L’ambiance dans les couloirs de la quatrième chaine doivent être comparable à celle d’une impasse mexicaine. Dorénavant, la moindre pique à l’encontre du patron est légère, rapide, comme camouflée, comme par peur de se faire prendre.

Comme le titrait Libération dans son édito du 19 octobre dernier, « En tuant l’esprit Canal, Bolloré met la chaîne en danger » Monsieur Bolloré n’a-t-il pas encore compris que ce qui attirait les abonnés de Canal n’était peut être pas des émissions à moindre coût, rentable, et bien menées, mais un certain esprit irrévérencieux, libre qui fait (faisait ?) de cette chaine sa marque de fabrique ? Une chaine « de contre-pouvoir», oseront même certains.  
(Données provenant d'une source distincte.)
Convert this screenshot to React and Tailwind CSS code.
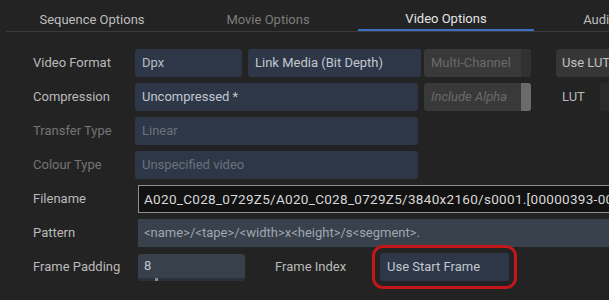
import React from 'react'

const font = { fontFamily: 'Roboto, "Noto Sans", sans-serif' }

const tabs = [
  { label: 'Sequence Options', cls: 'text-[#bdbdbd]' },
  { label: 'Movie Options', cls: 'text-[#7c7c7c]' },
  { label: 'Video Options', cls: 'text-[#e4e4e4]', active: true },
  { label: 'Audio Options', cls: 'text-[#bdbdbd]' },
]

const Label = ({ children, dim = false }) => (
  <div className={`w-[102px] shrink-0 text-[13px] ${dim ? 'text-[#747474]' : 'text-[#bababa]'}`}>
    {children}
  </div>
)

const Field = ({ children, className = '', text = 'text-[#b6bcc4]' }) => (
  <div className={`h-[28px] shrink-0 rounded-[3px] bg-[#2d3747] flex items-center px-[7px] text-[13px] ${text} ${className}`}>
    {children}
  </div>
)

const Toggle = ({ children, italic = false, light = false }) => (
  <div className="h-[28px] w-[107px] shrink-0 rounded-[3px] bg-[#393939] flex overflow-hidden">
    <div className={`flex-1 flex items-center px-[7px] text-[13px] text-[#6a6a6a] ${italic ? 'italic' : ''}`}>
      {children}
    </div>
    <div className={`w-[10px] ${light ? 'bg-[#6b6b6b]' : 'bg-[#313131]'}`} />
  </div>
)

const Row = ({ children }) => (
  <div className="flex items-center h-[28px] pl-[33px] whitespace-nowrap">{children}</div>
)

export default function App() {
  return (
    <div className="w-[609px] h-[300px] bg-[#232323] overflow-hidden" style={font}>
      {/* tab strip */}
      <div className="flex h-[32px] ml-[6px] border-b border-[#3a3a3a] whitespace-nowrap">
        {tabs.map((t) => (
          <div
            key={t.label}
            className={`w-[176px] shrink-0 flex items-center justify-center pt-[8px] text-[13px] ${t.cls} ${
              t.active ? 'border-b-2 border-[#3c6fc2] mx-[2px] w-[172px]' : ''
            } ${t.label === 'Sequence Options' ? '-ml-[2px]' : ''}`}
          >
            {t.label}
          </div>
        ))}
      </div>

      <div className="flex flex-col gap-[6px] pt-[17px]">
        <Row>
          <Label>Video Format</Label>
          <Field className="w-[107px]">Dpx</Field>
          <Field className="w-[173px] ml-[6px] px-[6px]" text="text-[#c2c7cf]">Link Media (Bit Depth)</Field>
          <div className="ml-[3px]">
            <Toggle>Multi-Channel</Toggle>
          </div>
          <div className="ml-[25px] h-[28px] w-[90px] shrink-0 rounded-[3px] bg-[#363636] flex items-center px-[6px] text-[13px] text-[#c2c2c2]">
            Use LUT
          </div>
        </Row>

        <Row>
          <Label>Compression</Label>
          <Field className="w-[283px]" text="text-[#c2c7cf]">Uncompressed *</Field>
          <div className="ml-[6px]">
            <Toggle italic light>Include Alpha</Toggle>
          </div>
          <div className="ml-[31px] w-[38px] shrink-0 text-[13px] text-[#bababa]">LUT</div>
          <div className="h-[28px] w-[40px] shrink-0 rounded-[3px] bg-[#2a2a2a]" />
        </Row>

        <Row>
          <Label dim>Transfer Type</Label>
          <Field className="w-[283px]" text="text-[#6a727d]">Linear</Field>
        </Row>

        <Row>
          <Label dim>Colour Type</Label>
          <Field className="w-[283px]" text="text-[#6a727d]">Unspecified video</Field>
        </Row>

        <Row>
          <Label>Filename</Label>
          <div className="ml-[3px] h-[28px] w-[480px] shrink-0 bg-[#121212] border border-[#8e8e8e] flex items-center px-[5px] overflow-hidden text-[13.5px] tracking-[0.3px] text-[#d8d8d8]">
            A020_C028_0729Z5/A020_C028_0729Z5/3840x2160/s0001.[00000393-00000500].dpx
          </div>
        </Row>

        <Row>
          <Label>Pattern</Label>
          <div className="ml-[3px] h-[28px] w-[480px] shrink-0 bg-[#38414c] flex items-center px-[6px] text-[13px] text-[#a0a7b0]">
            &lt;name&gt;/&lt;tape&gt;/&lt;width&gt;x&lt;height&gt;/s&lt;segment&gt;.
          </div>
        </Row>

        <Row>
          <Label>Frame Padding</Label>
          <div className="ml-[3px] h-[27px] w-[107px] shrink-0 rounded-[3px] bg-[#37404b] flex flex-col overflow-hidden">
            <div className="flex-1 flex items-center px-[6px] text-[13px] text-[#c2c7cf]">8</div>
            <div className="h-[3px] bg-[#29313b] flex">
              <div className="ml-[17px] w-[3px] bg-[#8a8a8a]" />
            </div>
          </div>
          <div className="ml-[30px] w-[105px] shrink-0 text-[13px] text-[#bababa]">Frame Index</div>
          <Field
            className="w-[129px] outline-[3px] outline-solid outline-[#c4171c] outline-offset-[5px] rounded-[3px]"
            text="text-[#c2c7cf]"
          >
            Use Start Frame
          </Field>
        </Row>
      </div>
    </div>
  )
}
Ainsi comme l’écrit David Carzon: « Car à force de jouer avec ce qui constitue un socle de confiance entre une chaîne et ses abonnés, ce n’est pas seulement l’esprit Canal qu’il est en train de tuer, il met aussi en péril sa crédibilité et son modèle économique. » Et les chiffres tendent à prouver cette équation.

Paradoxalement, c’est comme si cet esprit mis à l’honneur par de nombreuses initiatives l’année dernière à l’occasion des 30 ans de la chaine venait de se fracasser contre un mur. C’est dur. Dur comme le décès d’Alain De Greef, ancien directeur des programmes de Canal + de 1986 à 2000, le 29 juin dernier. Celui-ci même que les Guignols avaient représenté  dans un sketch expliquant l’humour devant les sages du CSA . Le lendemain, Puremédias révélait le sombre destin des mêmes Guignols. Fin d’une époque. 

Enfin pour conclure cet édito bien amer, Slapzine vous invite à emprunter la Delorean de Marty McFly tout juste revenu de 1985, pour repartir en 2002, quand une situation bien similaire se déroulait et où les figures de la chaine avaient « pris les armes », tout en prenant le temps de s’attablé entre copains pour un Burger Quiz d’anthologie

Bolloré a prévu de prendre sa retraite le 17 février 2022, jour du bicentenaire de son entreprise familiale. Un simple tour de Delorean suffira pour voir s’il tiendra parole et ce qu’il sera advenu de Canal +. Mais ça, cela reste de la fiction.